START
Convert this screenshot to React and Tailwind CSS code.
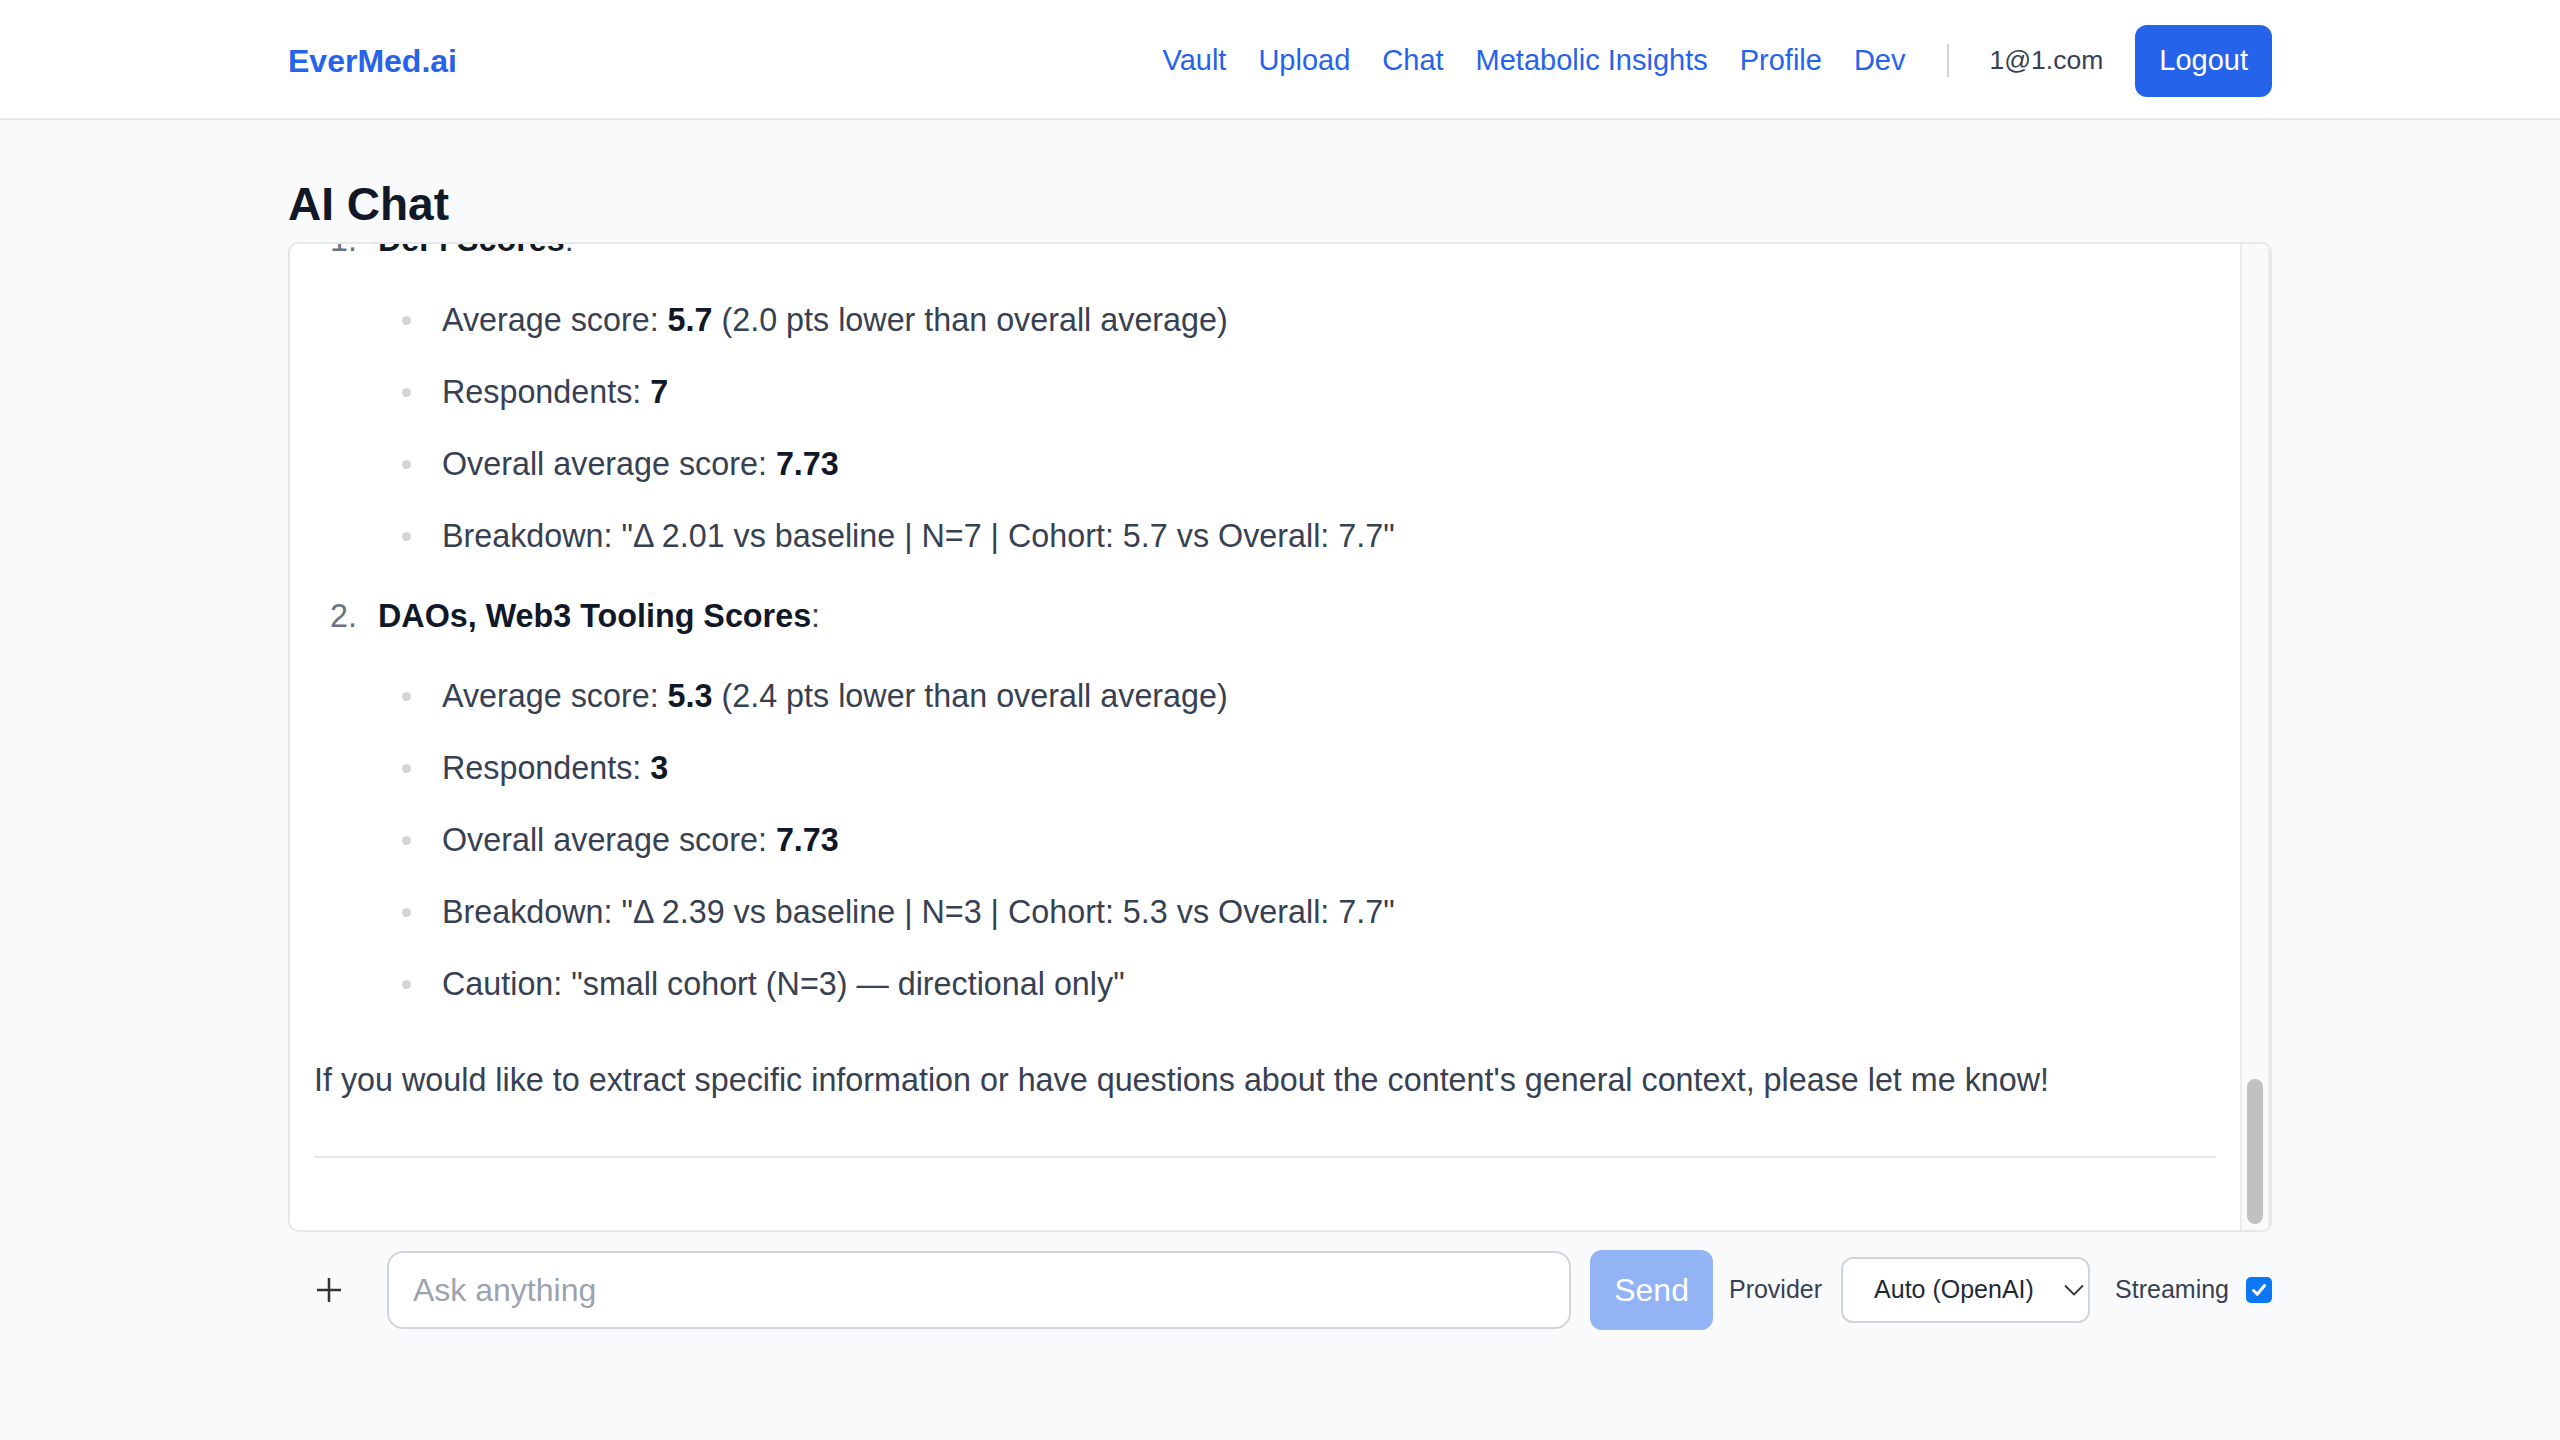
const navLinks = ["Vault", "Upload", "Chat", "Metabolic Insights", "Profile", "Dev"];

function SubList({ items }) {
  return (
    <ul className="mt-[32px] flex flex-col gap-[24px]">
      {items.map((item, i) => (
        <li key={i} className="flex">
          <span className="flex w-[64px] shrink-0 items-center pl-[24px]">
            <span className="size-[9px] rounded-full bg-[#d1d5db]" />
          </span>
          <span>{item}</span>
        </li>
      ))}
    </ul>
  );
}

function Header() {
  return (
    <header className="h-[120px] border-b-2 border-[#e5e7eb] bg-white">
      <div className="mx-auto flex h-full max-w-[2048px] items-center justify-between px-8 pt-[3px]">
        <span className="text-[32px] font-bold text-[#2563eb]">EverMed.ai</span>
        <nav className="flex items-center">
          <div className="flex items-center gap-8">
            {navLinks.map((l) => (
              <a key={l} href="#" className="text-[29px] text-[#2563eb]">
                {l}
              </a>
            ))}
          </div>
          <span className="ml-[42px] mr-[40px] h-[33px] w-[2px] bg-[#d1d5db]" />
          <span className="text-[26.5px] text-[#374151]">1@1.com</span>
          <button className="ml-8 h-[72px] rounded-[12px] bg-[#2563eb] px-6 text-[29px] text-white">
            Logout
          </button>
        </nav>
      </div>
    </header>
  );
}

export default function App() {
  return (
    <div className="min-h-screen bg-[#f9fafb] font-['Liberation_Sans',Arial,sans-serif]">
      <Header />

      <main className="mx-auto max-w-[2048px] px-8 pt-[56px]">
        <h1 className="mb-[10px] text-[46px] font-bold leading-[56px] text-[#111827]">AI Chat</h1>

        {/* Messages */}
        <div className="flex h-[990px] overflow-hidden rounded-[10px] border-2 border-[#e5e7eb] bg-white">
          <div className="flex min-w-0 flex-1 flex-col justify-end overflow-hidden px-[24px] pb-[72px]">
            <div className="border-b-2 border-[#e5e7eb] pb-[52px] text-[32.3px] leading-[48px] text-[#374151]">
              <p className="mb-[32px]">
                Here is a summary of the cohort scores compared to the overall average:
              </p>
              <ol>
                <li>
                  <div className="flex">
                    <span className="w-[64px] shrink-0 pl-[16px] text-[#6b7280]">1.</span>
                    <span>
                      <strong className="font-bold text-[#111827]">DeFi Scores</strong>:
                    </span>
                  </div>
                  <div className="pl-[64px]">
                    <SubList
                      items={[
                        <>Average score: <b className="text-[#111827]">5.7</b> (2.0 pts lower than overall average)</>,
                        <>Respondents: <b className="text-[#111827]">7</b></>,
                        <>Overall average score: <b className="text-[#111827]">7.73</b></>,
                        <>Breakdown: "Δ 2.01 vs baseline | N=7 | Cohort: 5.7 vs Overall: 7.7"</>,
                      ]}
                    />
                  </div>
                </li>
                <li className="mt-[32px]">
                  <div className="flex">
                    <span className="w-[64px] shrink-0 pl-[16px] text-[#6b7280]">2.</span>
                    <span>
                      <strong className="font-bold text-[#111827]">DAOs, Web3 Tooling Scores</strong>:
                    </span>
                  </div>
                  <div className="pl-[64px]">
                    <SubList
                      items={[
                        <>Average score: <b className="text-[#111827]">5.3</b> (2.4 pts lower than overall average)</>,
                        <>Respondents: <b className="text-[#111827]">3</b></>,
                        <>Overall average score: <b className="text-[#111827]">7.73</b></>,
                        <>Breakdown: "Δ 2.39 vs baseline | N=3 | Cohort: 5.3 vs Overall: 7.7"</>,
                        <>Caution: "small cohort (N=3) — directional only"</>,
                      ]}
                    />
                  </div>
                </li>
              </ol>
              <p className="mt-[48px]">
                If you would like to extract specific information or have questions about the content's general
                context, please let me know!
              </p>
            </div>
          </div>

          {/* scrollbar */}
          <div className="flex w-[30px] shrink-0 flex-col items-center justify-end border-x-2 border-[#ececec] bg-[#fafafa] pb-[6px]">
            <div className="h-[145px] w-[16px] rounded-full bg-[#c1c1c1]" />
          </div>
        </div>

        {/* Composer */}
        <div className="mt-[18px] flex items-center">
          <button className="flex h-[80px] w-[82px] shrink-0 items-center justify-center">
            <svg width="24" height="24" viewBox="0 0 24 24">
              <path d="M12 0V24M0 12H24" stroke="#333" strokeWidth="2.5" />
            </svg>
          </button>
          <input
            className="ml-[17px] h-[78px] min-w-0 flex-1 rounded-[16px] border-2 border-[#d1d5db] bg-white px-6 text-[32px] text-[#111827] outline-none placeholder:text-[#9ca3af]"
            placeholder="Ask anything"
          />
          <button className="ml-[19px] h-[80px] shrink-0 rounded-[12px] bg-[#93b4f4] px-6 text-[32px] text-white">
            Send
          </button>
          <span className="ml-[16px] text-[25px] text-[#374151]">Provider</span>
          <button className="ml-[19px] flex h-[66px] w-[249px] shrink-0 items-center justify-between rounded-[12px] border-2 border-[#d1d5db] bg-white pl-[31px] pr-[4px] text-[25px] text-[#1f2937]">
            <span>Auto (OpenAI)</span>
            <svg width="20" height="12" viewBox="0 0 20 12">
              <path d="M1 1.5L10 10.5L19 1.5" fill="none" stroke="#333" strokeWidth="1.8" />
            </svg>
          </button>
          <span className="ml-[25px] text-[25px] text-[#374151]">Streaming</span>
          <span className="ml-[17px] flex size-[26px] shrink-0 items-center justify-center rounded-[5px] bg-[#0a77f6]">
            <svg width="18" height="18" viewBox="0 0 18 18">
              <path d="M3.5 9.5L7.3 13.2L14.5 4.5" fill="none" stroke="white" strokeWidth="3" strokeLinecap="round" strokeLinejoin="round" />
            </svg>
          </span>
        </div>
      </main>
    </div>
  );
}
END
### EXERCISE GOAL
Transcribe exactly, with no pictures, the lines running from the first line of the material through the line holding "text-[46px] font-bold leading-[56px]".

### CORRECT OUTPUT
Convert this screenshot to React and Tailwind CSS code.
const navLinks = ["Vault", "Upload", "Chat", "Metabolic Insights", "Profile", "Dev"];

function SubList({ items }) {
  return (
    <ul className="mt-[32px] flex flex-col gap-[24px]">
      {items.map((item, i) => (
        <li key={i} className="flex">
          <span className="flex w-[64px] shrink-0 items-center pl-[24px]">
            <span className="size-[9px] rounded-full bg-[#d1d5db]" />
          </span>
          <span>{item}</span>
        </li>
      ))}
    </ul>
  );
}

function Header() {
  return (
    <header className="h-[120px] border-b-2 border-[#e5e7eb] bg-white">
      <div className="mx-auto flex h-full max-w-[2048px] items-center justify-between px-8 pt-[3px]">
        <span className="text-[32px] font-bold text-[#2563eb]">EverMed.ai</span>
        <nav className="flex items-center">
          <div className="flex items-center gap-8">
            {navLinks.map((l) => (
              <a key={l} href="#" className="text-[29px] text-[#2563eb]">
                {l}
              </a>
            ))}
          </div>
          <span className="ml-[42px] mr-[40px] h-[33px] w-[2px] bg-[#d1d5db]" />
          <span className="text-[26.5px] text-[#374151]">1@1.com</span>
          <button className="ml-8 h-[72px] rounded-[12px] bg-[#2563eb] px-6 text-[29px] text-white">
            Logout
          </button>
        </nav>
      </div>
    </header>
  );
}

export default function App() {
  return (
    <div className="min-h-screen bg-[#f9fafb] font-['Liberation_Sans',Arial,sans-serif]">
      <Header />

      <main className="mx-auto max-w-[2048px] px-8 pt-[56px]">
        <h1 className="mb-[10px] text-[46px] font-bold leading-[56px] text-[#111827]">AI Chat</h1>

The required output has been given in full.